Based on the foregoing, the City is entitled to summary judgment on Plaintiffs’ Fourteenth and Fifteenth racial gerrymandering claims.
VIH. CONCLUSION
Plaintiff Blum is no longer a resident of the City, and Plaintiff Vera is not a properly registered voter in District H and is not registered in any other district. As a result, these two Plaintiffs lack standing in this litigation for prospective relief and will be dismissed by separate order.
Plaintiffs have failed to identify any individual injury to the secrecy of their ballots. Similarly, Plaintiffs have failed to allege individual harm which would satisfy the standing requirement as to their First Amendment and Equal Protection claims. Based on total population figures, the districts in the 1997 redistricting plan are within a ten percent population differential which complies with the holding of the United States Supreme Court in Connor v. Finch, 431 U.S. 407, 417-18, 97 S.Ct. 1828, 52 L.Ed.2d 465 (1977).

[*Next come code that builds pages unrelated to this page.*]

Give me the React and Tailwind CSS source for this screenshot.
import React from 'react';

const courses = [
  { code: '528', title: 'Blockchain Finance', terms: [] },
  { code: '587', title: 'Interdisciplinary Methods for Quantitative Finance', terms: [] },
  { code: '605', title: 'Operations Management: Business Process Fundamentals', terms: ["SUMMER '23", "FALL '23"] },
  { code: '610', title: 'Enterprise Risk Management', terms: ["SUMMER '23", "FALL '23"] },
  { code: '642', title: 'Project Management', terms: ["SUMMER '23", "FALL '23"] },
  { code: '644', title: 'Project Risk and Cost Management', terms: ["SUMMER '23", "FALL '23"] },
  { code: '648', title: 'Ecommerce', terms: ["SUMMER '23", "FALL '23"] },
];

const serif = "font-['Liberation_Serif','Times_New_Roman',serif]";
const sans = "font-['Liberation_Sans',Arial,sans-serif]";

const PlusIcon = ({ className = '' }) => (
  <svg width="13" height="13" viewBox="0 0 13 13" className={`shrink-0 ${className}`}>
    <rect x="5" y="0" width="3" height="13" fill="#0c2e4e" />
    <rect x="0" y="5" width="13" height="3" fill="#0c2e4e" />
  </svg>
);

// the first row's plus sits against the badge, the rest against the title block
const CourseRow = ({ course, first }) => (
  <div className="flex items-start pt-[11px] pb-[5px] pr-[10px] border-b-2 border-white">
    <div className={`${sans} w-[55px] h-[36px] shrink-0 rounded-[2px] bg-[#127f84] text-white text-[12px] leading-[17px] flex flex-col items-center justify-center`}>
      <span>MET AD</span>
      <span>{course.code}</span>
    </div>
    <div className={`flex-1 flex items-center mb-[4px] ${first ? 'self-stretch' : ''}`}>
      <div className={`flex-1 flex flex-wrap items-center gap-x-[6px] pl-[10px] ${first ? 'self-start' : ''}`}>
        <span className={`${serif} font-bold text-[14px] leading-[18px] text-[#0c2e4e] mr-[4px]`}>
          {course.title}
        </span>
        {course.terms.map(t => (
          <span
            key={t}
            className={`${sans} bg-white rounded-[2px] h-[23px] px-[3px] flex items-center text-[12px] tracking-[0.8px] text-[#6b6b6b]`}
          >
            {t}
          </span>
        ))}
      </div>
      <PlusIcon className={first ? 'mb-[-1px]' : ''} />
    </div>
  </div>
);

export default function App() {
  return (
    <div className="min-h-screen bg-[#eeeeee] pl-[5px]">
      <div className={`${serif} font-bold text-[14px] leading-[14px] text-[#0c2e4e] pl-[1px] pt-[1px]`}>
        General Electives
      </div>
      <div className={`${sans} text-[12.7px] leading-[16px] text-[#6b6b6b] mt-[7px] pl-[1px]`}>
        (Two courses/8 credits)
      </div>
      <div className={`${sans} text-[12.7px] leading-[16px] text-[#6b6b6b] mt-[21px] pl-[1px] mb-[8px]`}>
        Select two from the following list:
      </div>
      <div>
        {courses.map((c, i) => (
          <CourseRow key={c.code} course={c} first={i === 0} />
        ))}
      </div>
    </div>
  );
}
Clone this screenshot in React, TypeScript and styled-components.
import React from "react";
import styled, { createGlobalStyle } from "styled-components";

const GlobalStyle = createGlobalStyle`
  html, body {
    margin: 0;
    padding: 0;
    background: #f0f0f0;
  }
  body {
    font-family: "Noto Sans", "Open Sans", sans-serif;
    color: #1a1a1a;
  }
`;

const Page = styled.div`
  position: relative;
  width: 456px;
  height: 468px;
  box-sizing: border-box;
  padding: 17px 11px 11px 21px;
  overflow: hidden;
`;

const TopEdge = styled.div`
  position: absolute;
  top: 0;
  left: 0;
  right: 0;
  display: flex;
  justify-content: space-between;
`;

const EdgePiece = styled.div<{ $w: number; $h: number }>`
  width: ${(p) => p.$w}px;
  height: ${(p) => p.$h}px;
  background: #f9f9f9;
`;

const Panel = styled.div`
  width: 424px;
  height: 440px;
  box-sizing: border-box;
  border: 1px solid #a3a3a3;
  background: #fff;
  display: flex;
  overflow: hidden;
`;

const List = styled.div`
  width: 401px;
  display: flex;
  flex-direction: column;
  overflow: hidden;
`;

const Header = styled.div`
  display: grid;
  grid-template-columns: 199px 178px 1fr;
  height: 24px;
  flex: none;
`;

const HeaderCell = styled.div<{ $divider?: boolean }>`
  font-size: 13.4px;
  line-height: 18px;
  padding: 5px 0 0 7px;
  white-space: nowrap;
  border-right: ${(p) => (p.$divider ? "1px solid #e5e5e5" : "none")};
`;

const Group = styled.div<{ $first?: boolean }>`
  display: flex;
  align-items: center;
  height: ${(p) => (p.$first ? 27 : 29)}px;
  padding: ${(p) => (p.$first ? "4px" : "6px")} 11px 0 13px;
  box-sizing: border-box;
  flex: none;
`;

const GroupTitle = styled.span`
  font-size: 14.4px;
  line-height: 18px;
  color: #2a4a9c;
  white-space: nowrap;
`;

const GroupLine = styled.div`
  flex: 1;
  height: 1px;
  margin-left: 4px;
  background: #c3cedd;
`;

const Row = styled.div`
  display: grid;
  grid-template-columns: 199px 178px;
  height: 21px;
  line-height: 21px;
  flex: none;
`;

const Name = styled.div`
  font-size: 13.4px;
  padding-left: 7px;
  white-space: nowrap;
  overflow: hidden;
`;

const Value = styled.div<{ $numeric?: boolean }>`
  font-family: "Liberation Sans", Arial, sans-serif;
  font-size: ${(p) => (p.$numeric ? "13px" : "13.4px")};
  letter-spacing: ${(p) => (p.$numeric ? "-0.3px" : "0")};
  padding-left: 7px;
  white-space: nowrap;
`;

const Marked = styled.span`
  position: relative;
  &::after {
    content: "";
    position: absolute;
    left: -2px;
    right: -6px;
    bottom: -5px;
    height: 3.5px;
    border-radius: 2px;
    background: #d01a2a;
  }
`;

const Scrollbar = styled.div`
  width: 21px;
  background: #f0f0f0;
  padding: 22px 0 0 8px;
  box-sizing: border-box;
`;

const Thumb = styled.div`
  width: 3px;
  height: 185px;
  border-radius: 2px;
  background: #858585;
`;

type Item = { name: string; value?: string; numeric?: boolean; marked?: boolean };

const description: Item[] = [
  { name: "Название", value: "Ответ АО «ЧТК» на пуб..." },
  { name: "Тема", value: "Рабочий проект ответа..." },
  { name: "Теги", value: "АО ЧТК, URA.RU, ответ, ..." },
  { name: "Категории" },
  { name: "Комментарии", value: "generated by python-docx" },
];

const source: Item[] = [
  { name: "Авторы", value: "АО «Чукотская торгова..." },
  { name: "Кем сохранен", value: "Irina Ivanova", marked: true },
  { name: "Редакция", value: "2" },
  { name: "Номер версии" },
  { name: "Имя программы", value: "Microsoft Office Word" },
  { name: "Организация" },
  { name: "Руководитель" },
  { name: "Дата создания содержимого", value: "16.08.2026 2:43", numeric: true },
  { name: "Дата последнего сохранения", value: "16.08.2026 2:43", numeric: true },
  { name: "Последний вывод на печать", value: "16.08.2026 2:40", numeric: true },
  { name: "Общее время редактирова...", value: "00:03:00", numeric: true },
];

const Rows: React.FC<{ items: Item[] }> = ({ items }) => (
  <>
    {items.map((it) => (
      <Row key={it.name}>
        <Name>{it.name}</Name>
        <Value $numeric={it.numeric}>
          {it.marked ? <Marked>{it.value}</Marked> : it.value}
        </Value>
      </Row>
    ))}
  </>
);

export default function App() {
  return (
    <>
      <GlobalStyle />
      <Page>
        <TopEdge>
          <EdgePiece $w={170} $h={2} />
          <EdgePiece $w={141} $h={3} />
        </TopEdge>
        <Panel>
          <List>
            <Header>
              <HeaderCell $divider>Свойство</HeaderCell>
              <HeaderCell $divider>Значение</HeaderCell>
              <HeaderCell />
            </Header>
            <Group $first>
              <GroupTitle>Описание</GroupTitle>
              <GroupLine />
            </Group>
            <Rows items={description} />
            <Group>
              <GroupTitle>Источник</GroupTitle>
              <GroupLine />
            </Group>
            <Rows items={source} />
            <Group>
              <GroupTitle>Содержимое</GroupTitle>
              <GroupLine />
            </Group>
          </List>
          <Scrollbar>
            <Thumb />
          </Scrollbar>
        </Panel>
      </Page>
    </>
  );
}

Absent probative evidence of intent, Plaintiffs have failed to raise a genuine issue of material fact regarding their one-person, one-vote claim.

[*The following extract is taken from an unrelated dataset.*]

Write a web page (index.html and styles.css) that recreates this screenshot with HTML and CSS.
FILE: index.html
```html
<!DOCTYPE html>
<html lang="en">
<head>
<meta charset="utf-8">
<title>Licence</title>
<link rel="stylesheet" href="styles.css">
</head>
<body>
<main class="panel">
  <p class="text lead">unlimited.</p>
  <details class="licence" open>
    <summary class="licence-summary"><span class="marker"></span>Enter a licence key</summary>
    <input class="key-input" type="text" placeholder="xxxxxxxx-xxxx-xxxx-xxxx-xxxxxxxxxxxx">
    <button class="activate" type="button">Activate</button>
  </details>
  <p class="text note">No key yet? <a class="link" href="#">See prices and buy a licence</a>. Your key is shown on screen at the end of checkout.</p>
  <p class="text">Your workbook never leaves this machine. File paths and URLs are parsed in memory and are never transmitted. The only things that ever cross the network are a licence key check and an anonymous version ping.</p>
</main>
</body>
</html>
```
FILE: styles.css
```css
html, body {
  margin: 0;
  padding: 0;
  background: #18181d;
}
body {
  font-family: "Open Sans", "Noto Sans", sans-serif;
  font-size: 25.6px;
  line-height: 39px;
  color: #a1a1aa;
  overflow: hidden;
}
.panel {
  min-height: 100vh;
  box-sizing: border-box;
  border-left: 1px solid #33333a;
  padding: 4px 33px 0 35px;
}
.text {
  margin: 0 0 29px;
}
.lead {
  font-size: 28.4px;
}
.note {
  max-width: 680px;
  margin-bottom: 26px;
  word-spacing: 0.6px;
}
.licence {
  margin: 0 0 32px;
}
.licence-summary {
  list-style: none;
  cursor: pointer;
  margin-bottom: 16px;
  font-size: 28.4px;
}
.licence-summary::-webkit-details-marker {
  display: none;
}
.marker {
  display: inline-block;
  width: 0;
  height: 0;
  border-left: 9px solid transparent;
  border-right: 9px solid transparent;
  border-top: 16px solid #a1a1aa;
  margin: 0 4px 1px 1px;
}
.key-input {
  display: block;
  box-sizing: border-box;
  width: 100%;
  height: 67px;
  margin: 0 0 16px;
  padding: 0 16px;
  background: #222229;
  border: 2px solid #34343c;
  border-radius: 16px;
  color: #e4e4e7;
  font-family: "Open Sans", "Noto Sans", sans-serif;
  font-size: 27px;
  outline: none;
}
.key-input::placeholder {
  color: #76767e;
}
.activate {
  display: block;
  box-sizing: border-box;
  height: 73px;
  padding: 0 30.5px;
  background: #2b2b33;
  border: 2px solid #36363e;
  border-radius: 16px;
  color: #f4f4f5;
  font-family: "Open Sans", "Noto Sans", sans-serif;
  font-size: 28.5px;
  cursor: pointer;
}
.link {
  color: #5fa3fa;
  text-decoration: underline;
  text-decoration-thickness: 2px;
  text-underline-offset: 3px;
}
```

The City has presented significant evidence that the 1997 redistricting plan adopted by the City Council was based on consideration and balancing of traditional dis-tricting principles including, but not dominated by, race. Despite arduous argument and evidence with certain superficial relevance proffered by Plaintiffs, the Court concludes after close analysis that Plaintiffs have failed to present evidence that raises a genuine issue of material fact regarding their allegation that race was the predominant factor in the City’s 1997 redistricting plan to the substantial derogation of traditional districting principles. The City is entitled to summary judgment, which will be issued by separate order.